Biomass would have to be trucked in by ugly chip trucks emitting hazardous pollution and noise and causing conflicts with school buses and cars on narrow Ashland streets. Biomass is far dirtier than clean-burning natural gas, which is readily available. An OSU forestry professor succinctly states: “Biomass has a lower energy density than fossil fuels, and is inefficient because its generally high moisture content requires that energy be expended to evaporate water before useful energy can be obtained. Because wood burns at a lower temperature than fossil fuels, the efficiency of electricity production is also lower. This means that in practice, burning biomass emits 150 percent of the carbon dioxide of coal, and 300-400 percent of the carbon dioxide of natural gas, per kilowatt of electricity generated.’’
Forests store carbon from the atmosphere. When burned, all the carbon that has been sequestered is instantly released back into the atmosphere. If trees grow back on those sites it would take multiple decades or longer to sequester an equivalent amount of carbon. That is beyond SOU’s goals to obtain carbon neutrality by 2050.
This facility will be in a residential neighborhood close to three large schools. Rather than an inconspicuous incinerator hidden on the campus, it will be highly visible as it emits ugly bellows of smoke and steam on a 24/7 basis. The uncontrolled chip pile will emit a similar volume of noxious emissions.
If SOU really wants to support the local economy and to provide leadership in integrating the principles of environmental, social and economic sustainability into campus planning and operation, it will drop its biomass proposal and go with the less problematic natural gas option.

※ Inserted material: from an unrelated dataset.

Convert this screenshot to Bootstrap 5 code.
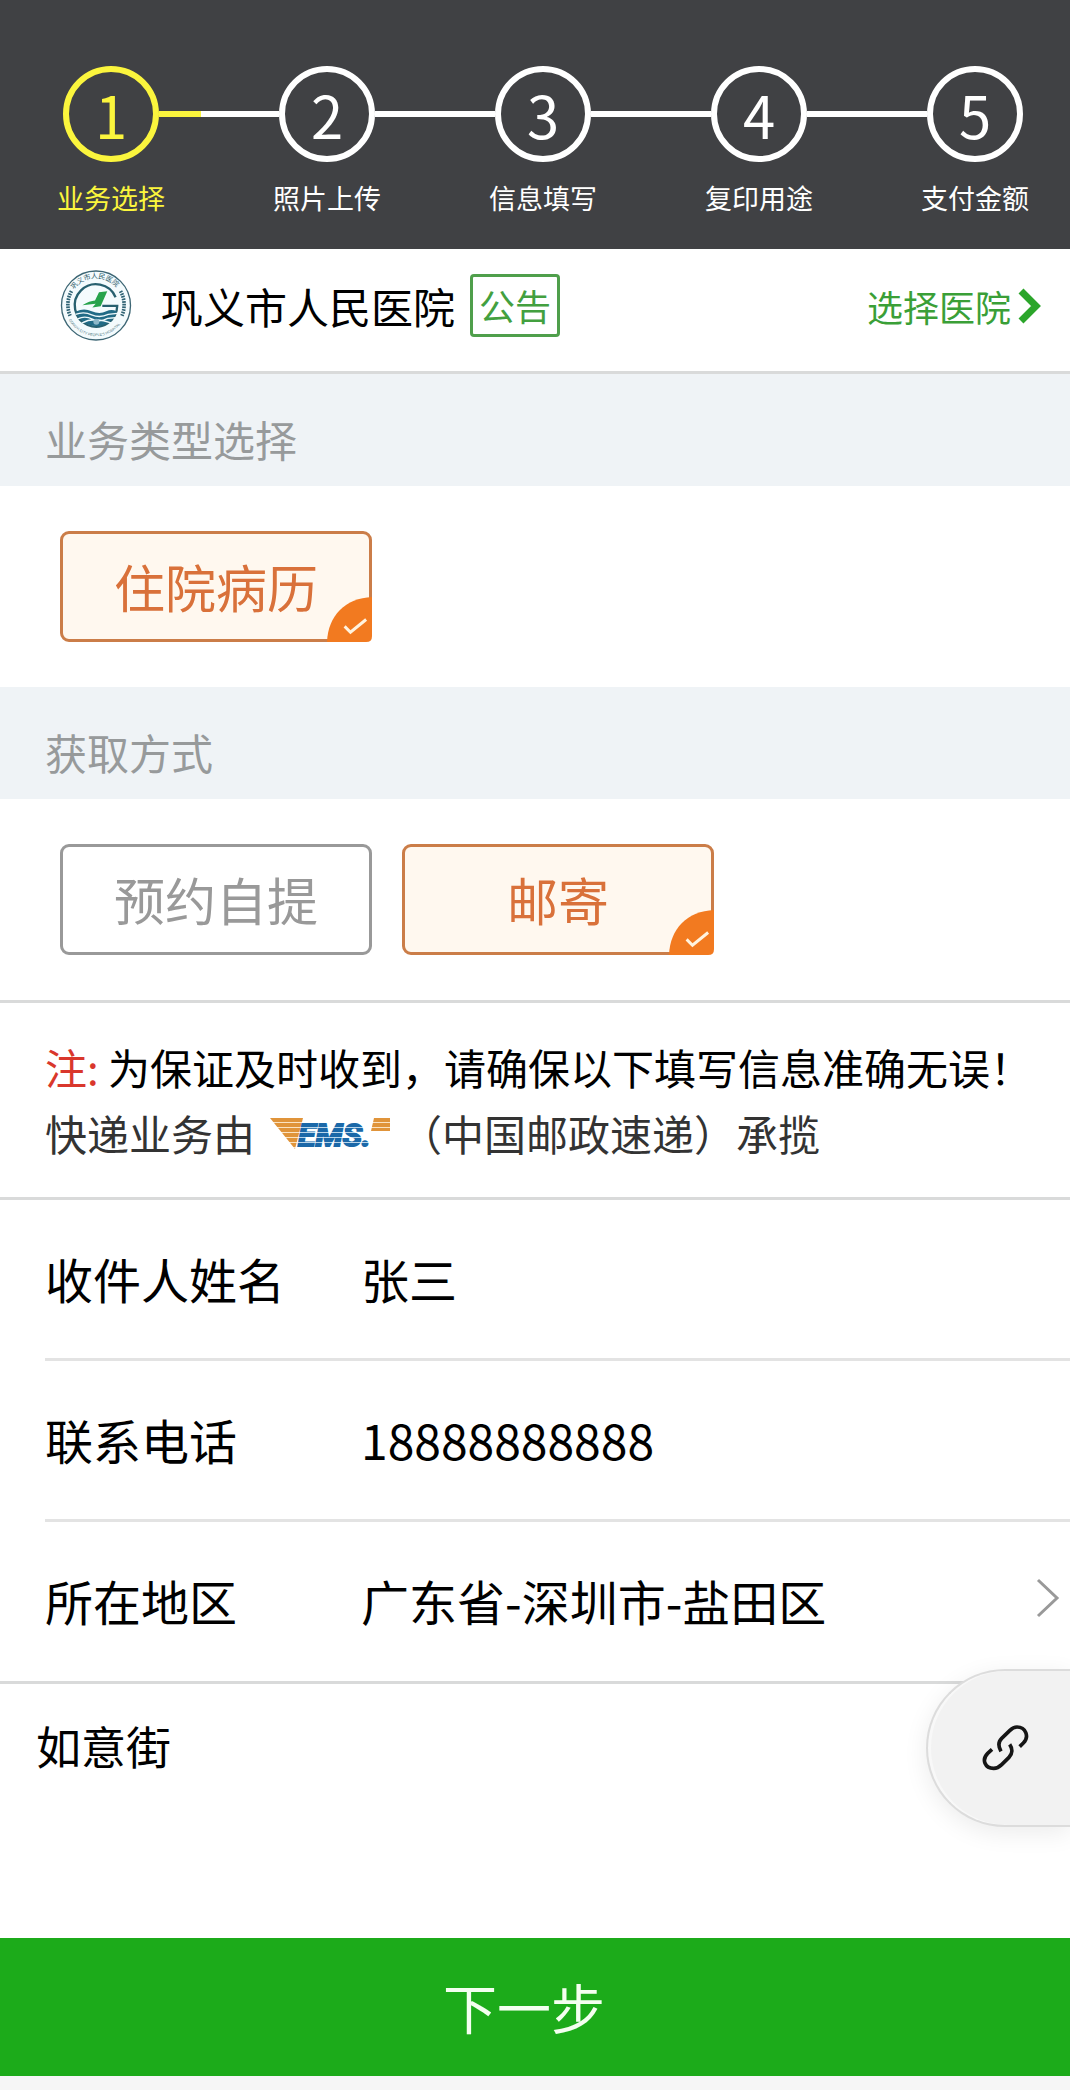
<!DOCTYPE html>
<html lang="zh-CN">
<head>
<meta charset="utf-8">
<meta name="viewport" content="width=device-width, initial-scale=1">
<title>业务选择</title>
<link href="https://cdn.jsdelivr.net/npm/bootstrap@5.3.0/dist/css/bootstrap.min.css" rel="stylesheet">
<style>
body{font-family:"Noto Sans CJK SC",sans-serif;color:#000;background:#f6f6f6;font-size:42px;line-height:66px}
.steps-bar{background:#404144;color:#fff;padding:66px 41px 33px 57px}
.step-item{width:108px}
.step-dot{width:96px;height:96px;border:6px solid currentColor;font-size:58px;line-height:84px}
.step-name{font-size:27px;line-height:36px;margin-top:18px}
.step-line{height:6px;margin:45px -6px 0;background:#fff}
.step-line-half{background:linear-gradient(90deg,#fbf53d 35%,#fff 35%)}
.step-now{color:#fbf53d}
.rule-b{border-bottom:3px solid #d9dada}
.hospital-bar{padding:21px 29px 30px 60px}
.hospital-logo{width:72px;height:71px;margin-right:29px}
.notice-btn{border:3px solid #4f9f4b;border-radius:4px;color:#43a03f;font-size:36px;line-height:57px;padding:0 6px;margin-left:15px;background:none}
.pick-link{color:#3a9f37;font-size:36px;gap:7px}
.band-title{background:#eff3f6;color:#979a9b;font-size:42px;line-height:66px;padding:32px 45px 14px;margin:0}
.option-set{padding:45px 60px;gap:30px}
.option-btn{width:312px;height:111px;border:3px solid #999;border-radius:9px;color:#999;font-size:51px;line-height:104px;cursor:pointer}
.option-btn svg{display:none;right:-3px;bottom:-3px}
.btn-check:checked+.option-btn{border-color:#cb7d48;color:#d9713a;background:#fff8ef}
.btn-check:checked+.option-btn svg{display:block}
.note-box{padding:31px 45px}
.note-red{color:#d9372c}
.note-sub{color:#333}
.ems-logo{width:120px;height:31px;margin:0 10px 0 15px}
.field-list{padding:0 0 1px 45px}
.field-row{border-bottom:3px solid #e3e3e3;padding:45px 10px 47px 0}
.field-list .field-row:last-child{border-bottom:0}
.field-name{width:316px;font-size:48px;line-height:66px}
.field-value{font-size:48px;line-height:66px;height:66px;border:0;padding:0;color:#000;background:none;min-width:0;outline:0}
.street-input{font-size:45px;line-height:66px;height:254px;border:0;padding:29px 36px;resize:none;color:#000;background:#fff;outline:0}
.share-pill{top:-15px;right:0;width:144px;height:158px;border:2px solid #dcdcdc;border-right:0;border-radius:80px 0 0 80px;background:#f2f2f2;box-shadow:0 6px 24px rgba(0,0,0,.08),inset 3px 0 0 #f8f8f8;padding:0 0 0 54px}
.next-btn{background:#1cab1a;color:#f4fff0;border:0;font-size:54px;line-height:78px;padding:30px 22px 30px 0}
</style>
<script src="https://cdn.jsdelivr.net/npm/bootstrap@5.3.0/dist/js/bootstrap.bundle.min.js"></script>
</head>
<body>
<header class="steps-bar d-flex text-center">
  <div class="step-item step-now flex-shrink-0"><div class="step-dot rounded-circle mx-auto">1</div><div class="step-name">业务选择</div></div>
  <div class="step-line step-line-half flex-fill"></div>
  <div class="step-item flex-shrink-0"><div class="step-dot rounded-circle mx-auto">2</div><div class="step-name">照片上传</div></div>
  <div class="step-line flex-fill"></div>
  <div class="step-item flex-shrink-0"><div class="step-dot rounded-circle mx-auto">3</div><div class="step-name">信息填写</div></div>
  <div class="step-line flex-fill"></div>
  <div class="step-item flex-shrink-0"><div class="step-dot rounded-circle mx-auto">4</div><div class="step-name">复印用途</div></div>
  <div class="step-line flex-fill"></div>
  <div class="step-item flex-shrink-0"><div class="step-dot rounded-circle mx-auto">5</div><div class="step-name">支付金额</div></div>
</header>

<main class="bg-white">
  <div class="hospital-bar rule-b d-flex align-items-center">
    <svg class="hospital-logo flex-shrink-0" viewBox="28 30 214 214" aria-hidden="true">
      <circle cx="135" cy="137" r="104" fill="#f4fbfd" stroke="#3d6674" stroke-width="4"/>
      <path d="M57 168A84 84 0 0 1 62 92M213 168A84 84 0 0 0 208 92" fill="none" stroke="#2f6273" stroke-width="11" stroke-dasharray="5 3"/>
      <path id="logoTop" d="M63 98A82 82 0 0 1 207 98" fill="none"/>
      <path id="logoBottom" d="M50 174A93 93 0 0 0 220 174" fill="none"/>
      <text font-size="21" fill="#2a5868"><textPath href="#logoTop" startOffset="10">巩义市人民医院</textPath></text>
      <text font-family="Liberation Sans" font-size="11" fill="#4c7480"><textPath href="#logoBottom" startOffset="7">GONGYI CITY PEOPLE'S HOSPITAL</textPath></text>
      <path d="M194 112A64 64 0 1 0 199 138H154" fill="none" stroke="#27606f" stroke-width="7"/>
      <path d="M75 155Q98 143 122 154T166 154Q182 147 197 154A64 64 0 0 1 75 155Z" fill="#216b86"/>
      <path d="M73 164Q98 154 122 165T172 164L199 161M80 177Q102 167 124 178T170 176L193 174M92 190Q112 179 135 180T180 189" fill="none" stroke="#eef9fb" stroke-width="4"/>
      <path d="M144 97L169 94L149 139L124 143L134 132L94 136Q116 123 132 122Z" fill="#27a34c"/>
      <circle cx="136" cy="186" r="9" fill="#8cb7c8"/>
    </svg>
    <span>巩义市人民医院</span>
    <button type="button" class="notice-btn">公告</button>
    <a href="#" class="pick-link ms-auto d-flex align-items-center text-decoration-none">选择医院<svg width="23" height="36" viewBox="0 0 23 36" aria-hidden="true"><path d="M3 3L18 18L3 33" fill="none" stroke="#2ba52a" stroke-width="7"/></svg></a>
  </div>

  <h2 class="band-title fw-normal">业务类型选择</h2>
  <div class="option-set d-flex">
    <input class="btn-check" type="radio" name="kind" id="kind1" checked>
    <label class="option-btn position-relative text-center" for="kind1">住院病历<svg class="position-absolute" width="45" height="45" viewBox="0 0 46 46" aria-hidden="true"><path d="M0 46C1 19 19 1 46 0V40Q46 46 40 46Z" fill="#f27a20"/><path d="M18 30L24 36L40 23" fill="none" stroke="#fff3df" stroke-width="3"/></svg></label>
  </div>

  <h2 class="band-title fw-normal">获取方式</h2>
  <div class="option-set rule-b d-flex">
    <input class="btn-check" type="radio" name="way" id="way1">
    <label class="option-btn position-relative text-center" for="way1">预约自提</label>
    <input class="btn-check" type="radio" name="way" id="way2" checked>
    <label class="option-btn position-relative text-center" for="way2">邮寄<svg class="position-absolute" width="45" height="45" viewBox="0 0 46 46" aria-hidden="true"><path d="M0 46C1 19 19 1 46 0V40Q46 46 40 46Z" fill="#f27a20"/><path d="M18 30L24 36L40 23" fill="none" stroke="#fff3df" stroke-width="3"/></svg></label>
  </div>

  <div class="note-box rule-b">
    <div class="text-nowrap"><span class="note-red">注:</span> 为保证及时收到，请确保以下填写信息准确无误！</div>
    <div class="note-sub d-flex align-items-center"><span>快递业务由</span><svg class="ems-logo flex-shrink-0 overflow-visible" viewBox="0 0 120 31" role="img" aria-label="EMS">
      <defs><pattern id="blueStripe" width="8" height="5" patternUnits="userSpaceOnUse"><rect width="8" height="5" fill="#1b68a8"/><rect y="4" width="8" height="1" fill="#b9d5ea"/></pattern>
      <pattern id="goldStripe" width="8" height="5" patternUnits="userSpaceOnUse"><rect width="8" height="5" fill="#e0943a"/><rect y="4" width="8" height="1" fill="#fbe3c2"/></pattern></defs>
      <path d="M0 0H33L25 31Z" fill="url(#goldStripe)"/><path d="M104 0H120V13H101Z" fill="url(#goldStripe)"/>
      <text x="28" y="28" font-family="Liberation Sans Narrow, Roboto, sans-serif" font-weight="700" font-style="italic" font-size="32" fill="url(#blueStripe)" stroke="url(#blueStripe)" stroke-width="2">EMS.</text>
    </svg><span>（中国邮政速递）承揽</span></div>
  </div>

  <form>
    <div class="field-list rule-b">
      <div class="field-row d-flex align-items-center"><label class="field-name flex-shrink-0" for="fName">收件人姓名</label><input class="field-value flex-fill" id="fName" type="text" value="张三"></div>
      <div class="field-row d-flex align-items-center"><label class="field-name flex-shrink-0" for="fTel">联系电话</label><input class="field-value flex-fill" id="fTel" type="tel" value="18888888888"></div>
      <div class="field-row d-flex align-items-center"><label class="field-name flex-shrink-0" for="fArea">所在地区</label><input class="field-value flex-fill" id="fArea" type="text" value="广东省-深圳市-盐田区" readonly><svg width="24" height="40" viewBox="0 0 24 40" class="flex-shrink-0 mb-1" aria-hidden="true"><path d="M2 2L21 20L2 38" fill="none" stroke="#999" stroke-width="3"/></svg></div>
    </div>
    <div class="position-relative">
      <textarea class="street-input d-block w-100" aria-label="详细地址">如意街</textarea>
      <button type="button" class="share-pill position-absolute d-flex align-items-center" aria-label="链接">
        <svg width="48" height="48" viewBox="397 560 144 144" aria-hidden="true"><g fill="none" stroke="#161616" stroke-width="11"><path d="M510 628L521 617C540 598 528 569 502 569C492 569 486 574 480 580L456 603C446 613 446 628 454 642"/><path d="M427 636L414 648C395 667 406 693 432 693C442 693 449 689 456 682L478 660C489 649 489 634 480 621"/></g></svg>
      </button>
    </div>
    <button type="button" class="next-btn d-block w-100">下一步</button>
  </form>
</main>
</body>
</html>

Bob Palzer, PhD, is a retired SOU chemistry professor who has worked on improving air quality since moving to Ashland in 1986. He is also vice chairman of the Rogue Group Sierra Club. Paul Fouch, PE, is a retired manufacturing engineer living in Klamath Falls who has taught for 12 years at OIT and 3 years at SOU. He is currently president of Save Our Rural Oregon, which focuses on improving the air quality and livability in Southern Oregon communities.